Currently excluding >10G of which there are:

find /srv/project/tools/ -type f -size +10G

https://phabricator.wikimedia.org/P4320

And of these some look disposable:

grep -e \.log -e \.error -e \.err -e debug\.txt -e \.out$ /tmp/gt10g

11G        /srv/project/tools/project/merlbot/AuszeichnungsKategorieFehlt_weekly.out
11G        /srv/project/tools/project/osm4wiki/error.log
12G        /srv/project/tools/project/wiwosm/access.log
14G        /srv/project/tools/project/kenrick95bot/kenrick95bot-welcome.err
15G        /srv/project/tools/project/rubinbot2/refs.err
15G        /srv/project/tools/project/shuaib-bot/zumranew.err
19G        /srv/project/tools/project/geohack/access.log
19G        /srv/project/tools/project/ifttt/www/python/src/ifttt.log
25G        /srv/project/tools/project/whymbot/enwikt.err
35G        /srv/project/tools/project/wikivoyage/access.log
38G        /srv/project/tools/project/persondata/templatedata/debug.txt
42G        /srv/project/tools/project/ifttt/uwsgi.log
42G        /srv/project/tools/project/osm/access.log
46G        /srv/project/tools/project/wiwosm/error.log
chasemp added a comment.EditedOct 28 2016, 3:23 PM

@madhuvishy thoughts on truncating the disposable >10G files and kicking off an update of rsync over the weekend w/ the tree largest excluded for now:

48G /srv/project/tools/project/splinetools/dumps/enwiki-20141106-pages-articles.xml
52G /srv/project/tools/project/toolserver-home-archive/archive-2014-06-05.tar.xz
75G /srv/project/tools/project/oar/repository_text_2014-06-13.tar.gz

Started another sync now after truncating the >10G error/access log files from the above comment.
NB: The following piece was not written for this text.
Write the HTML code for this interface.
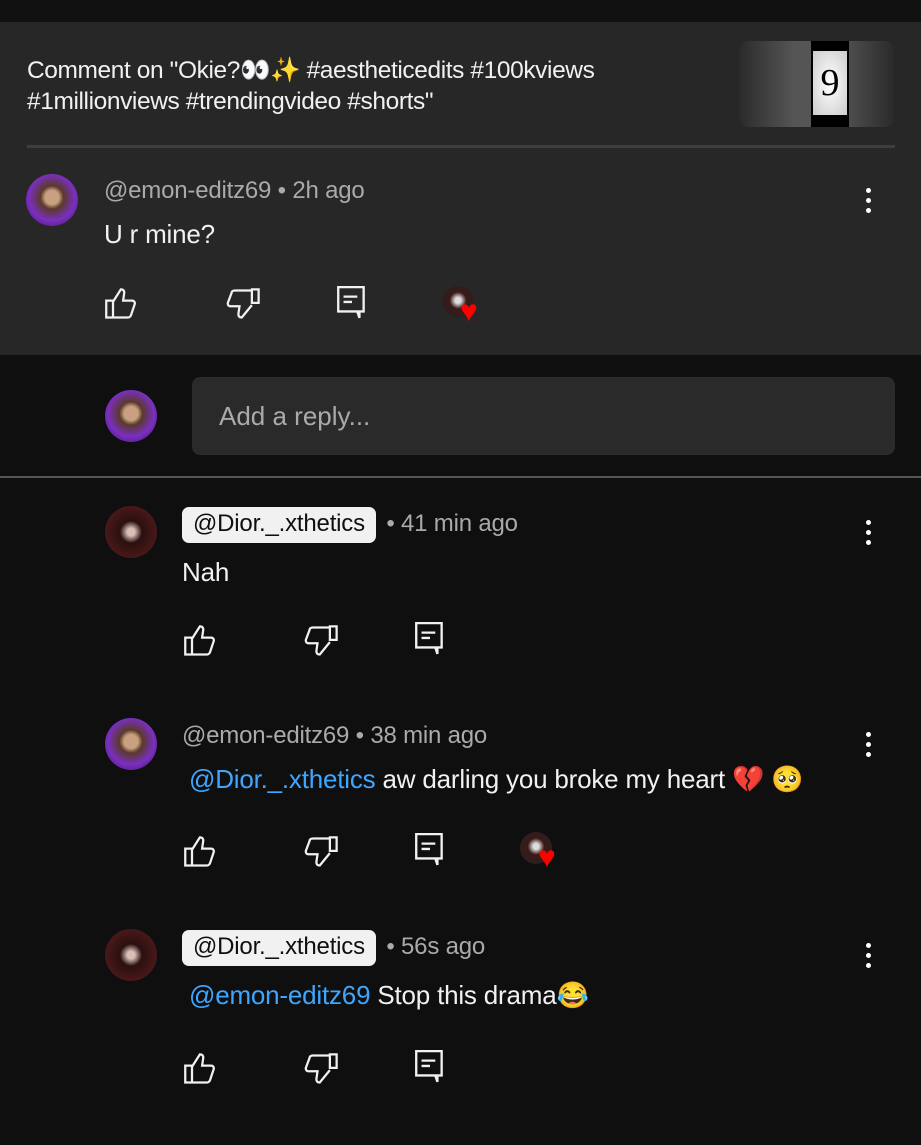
<!DOCTYPE html>
<html><head><meta charset="utf-8"><style>
*{margin:0;padding:0;box-sizing:border-box}
body{width:921px;height:1145px;background:#0f0f0f;font-family:"Liberation Sans","Noto Sans CJK JP",sans-serif;color:#f1f1f1;position:relative;overflow:hidden}
.abs{position:absolute}
.top{left:0;top:0;width:921px;height:22px;background:#111}
.panel{left:0;top:22px;width:921px;height:333px;background:#272727}
.title{left:27px;top:55px;font-size:24.5px;line-height:31px;color:#f1f1f1;letter-spacing:-0.4px}
.thumb{left:739px;top:41px;width:155px;height:86px;border-radius:10px;background:linear-gradient(90deg,#2a2a2a,#555 35%,#555 65%,#2a2a2a)}
.thumb .in{position:absolute;left:72px;top:0;width:38px;height:86px;background:#000}
.thumb .card{position:absolute;left:74px;top:10px;width:34px;height:64px;background:radial-gradient(#fff,#ccc);color:#000;font-family:"Liberation Serif",serif;font-size:38px;text-align:center;line-height:64px}
.sep{left:27px;top:145px;width:868px;height:3px;background:#3e3e3e}
.av{border-radius:50%;width:52px;height:52px}
.emon{background:radial-gradient(circle at 50% 45%,#c9a080 0 18%,#5a3a2a 30%,#7a2fc0 60%,#3a1060 100%)}
.dior{background:radial-gradient(circle at 50% 50%,#d8c0b8 0 10%,#2a1010 30%,#4a1818 70%,#1a0808 100%)}
.meta{font-size:24px;color:#aaa;letter-spacing:-0.2px}
.txt{font-size:26px;color:#f1f1f1;letter-spacing:-0.2px}
.chip{display:inline-block;background:#f1f1f1;color:#0f0f0f;border-radius:7px;padding:3px 11px 5px;font-size:24px;margin-right:4px}
.link{color:#3ea6ff}
.dots{width:6px}
.dots i{display:block;width:5px;height:5px;border-radius:50%;background:#fff;margin-bottom:5px}
.reply{left:192px;top:377px;width:703px;height:78px;background:#2a2a2a;border-radius:8px;font-size:26px;color:#aaa;padding:24px 27px}
.div{left:0;top:476px;width:921px;height:2px;background:#555}
svg{position:absolute}
.mini{width:32px;height:32px;border-radius:50%;background:radial-gradient(circle at 50% 45%,#ddd 0 12%,#3a1a18 35%,#222 100%)}
.heart{color:#f00;font-size:30px}
</style></head><body>
<div class="abs top"></div>
<div class="abs panel"></div>
<div class="abs title">Comment on "Okie?👀✨ #aestheticedits #100kviews<br>#1millionviews #trendingvideo #shorts"</div>
<div class="abs thumb"><div class="in"></div><div class="card">9</div></div>
<div class="abs sep"></div>

<svg width="0" height="0"><defs>
<g id="up" fill="none" stroke="#f1f1f1" stroke-width="2"><path d="M2 13h6v15H2z M8 14l7-11c2 0 3 1 3 3l-1 7h8c2 0 3 2 2 4l-3 9c-1 2-2 2-3 2H8"/></g>
<g id="dn" fill="none" stroke="#f1f1f1" stroke-width="2"><path d="M23 3h6v12h-6z M23 4H8C6 4 5 5 5 6l-3 8c-1 2 0 4 2 4h8l-1 7c0 2 1 3 3 3l9-11"/></g>
<g id="cm" fill="none" stroke="#f1f1f1" stroke-width="2.2"><path d="M2 2h24v23h-4v6l-2-6H2z M7 11h13 M7 16h8"/></g>
</defs></svg>

<!-- comment 1 -->
<div class="abs av emon" style="left:26px;top:174px"></div>
<div class="abs meta" style="left:104px;top:177px">@emon-editz69 • 2h ago</div>
<div class="abs txt" style="left:104px;top:219px">U r mine?</div>
<div class="abs dots" style="left:866px;top:188px"><i></i><i></i><i></i></div>
<svg class="abs" style="left:104px;top:286px" width="36" height="36" viewBox="0 0 32 32"><use href="#up"/></svg>
<svg class="abs" style="left:226px;top:286px" width="36" height="36" viewBox="0 0 32 32"><use href="#dn"/></svg>
<svg class="abs" style="left:336px;top:285px" width="32" height="36" viewBox="0 0 30 34"><use href="#cm"/></svg>
<div class="abs mini" style="left:442px;top:286px"></div>
<div class="abs heart" style="left:460px;top:295px">♥</div>

<!-- reply box -->
<div class="abs av emon" style="left:105px;top:390px"></div>
<div class="abs reply">Add a reply...</div>
<div class="abs div"></div>

<!-- reply 1 -->
<div class="abs av dior" style="left:105px;top:506px"></div>
<div class="abs meta" style="left:182px;top:507px"><span class="chip">@Dior._.xthetics</span> • 41 min ago</div>
<div class="abs txt" style="left:182px;top:557px">Nah</div>
<div class="abs dots" style="left:866px;top:520px"><i></i><i></i><i></i></div>
<svg class="abs" style="left:183px;top:623px" width="36" height="36" viewBox="0 0 32 32"><use href="#up"/></svg>
<svg class="abs" style="left:304px;top:623px" width="36" height="36" viewBox="0 0 32 32"><use href="#dn"/></svg>
<svg class="abs" style="left:414px;top:621px" width="32" height="36" viewBox="0 0 30 34"><use href="#cm"/></svg>

<!-- reply 2 -->
<div class="abs av emon" style="left:105px;top:718px"></div>
<div class="abs meta" style="left:182px;top:722px">@emon-editz69 • 38 min ago</div>
<div class="abs txt" style="left:189px;top:764px"><span class="link">@Dior._.xthetics</span> aw darling you broke my heart 💔 🥺</div>
<div class="abs dots" style="left:866px;top:732px"><i></i><i></i><i></i></div>
<svg class="abs" style="left:183px;top:834px" width="36" height="36" viewBox="0 0 32 32"><use href="#up"/></svg>
<svg class="abs" style="left:304px;top:834px" width="36" height="36" viewBox="0 0 32 32"><use href="#dn"/></svg>
<svg class="abs" style="left:414px;top:832px" width="32" height="36" viewBox="0 0 30 34"><use href="#cm"/></svg>
<div class="abs mini" style="left:520px;top:832px"></div>
<div class="abs heart" style="left:538px;top:841px">♥</div>

<!-- reply 3 -->
<div class="abs av dior" style="left:105px;top:929px"></div>
<div class="abs meta" style="left:182px;top:930px"><span class="chip">@Dior._.xthetics</span> • 56s ago</div>
<div class="abs txt" style="left:189px;top:980px"><span class="link">@emon-editz69</span> Stop this drama😂</div>
<div class="abs dots" style="left:866px;top:943px"><i></i><i></i><i></i></div>
<svg class="abs" style="left:183px;top:1051px" width="36" height="36" viewBox="0 0 32 32"><use href="#up"/></svg>
<svg class="abs" style="left:304px;top:1051px" width="36" height="36" viewBox="0 0 32 32"><use href="#dn"/></svg>
<svg class="abs" style="left:414px;top:1049px" width="32" height="36" viewBox="0 0 30 34"><use href="#cm"/></svg>
</body></html>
New command (no >10G exclusion):

rsync --rsh 'ssh -i /root/.ssh/id_labstore'   \
    --quiet \
    --archive   \
    --compress   \
    --progress   \
    --human-readable \
    --hard-links   \
    --delete-during \
    --force \
    --bwlimit=250000   \
    --exclude-from=/root/rsync_tools_exclude.txt \
    /srv/backup-tools/*   \
    root@labstore1004.eqiad.wmnet:/srv/tools/shared/tools/

rsync_tools_exclude.txt is now:

project/ifttt/www/python/src/cache/*
project/splinetools/dumps/enwiki-20141106-pages-articles.xml
project/toolserver-home-archive/archive-2014-06-05.tar.xz
project/oar/repository_text_2014-06-13.tar.gz
chasemp closed this task as Resolved.Nov 16 2016, 3:30 PM

This was done on sunday for a sync within 24 hours of main maint for Tools. The actual outage period sync took around 5h for last batch of data.

Final sync options:

rsync --rsh 'ssh -C -i /root/.ssh/id_labstore'   \
    --archive   \
    --progress   \
    --quiet \
    --human-readable \
    --hard-links   \
    --delete-during \
    --inplace \
    --safe-links \
    --executability \
    --timeout=30 \
    --force \
    --bwlimit=250000   \
    --exclude-from=/root/rsync_tools_exclude.txt \
    /srv/backup-tools/*   \
    root@labstore1004.eqiad.wmnet:/srv/tools/shared/tools/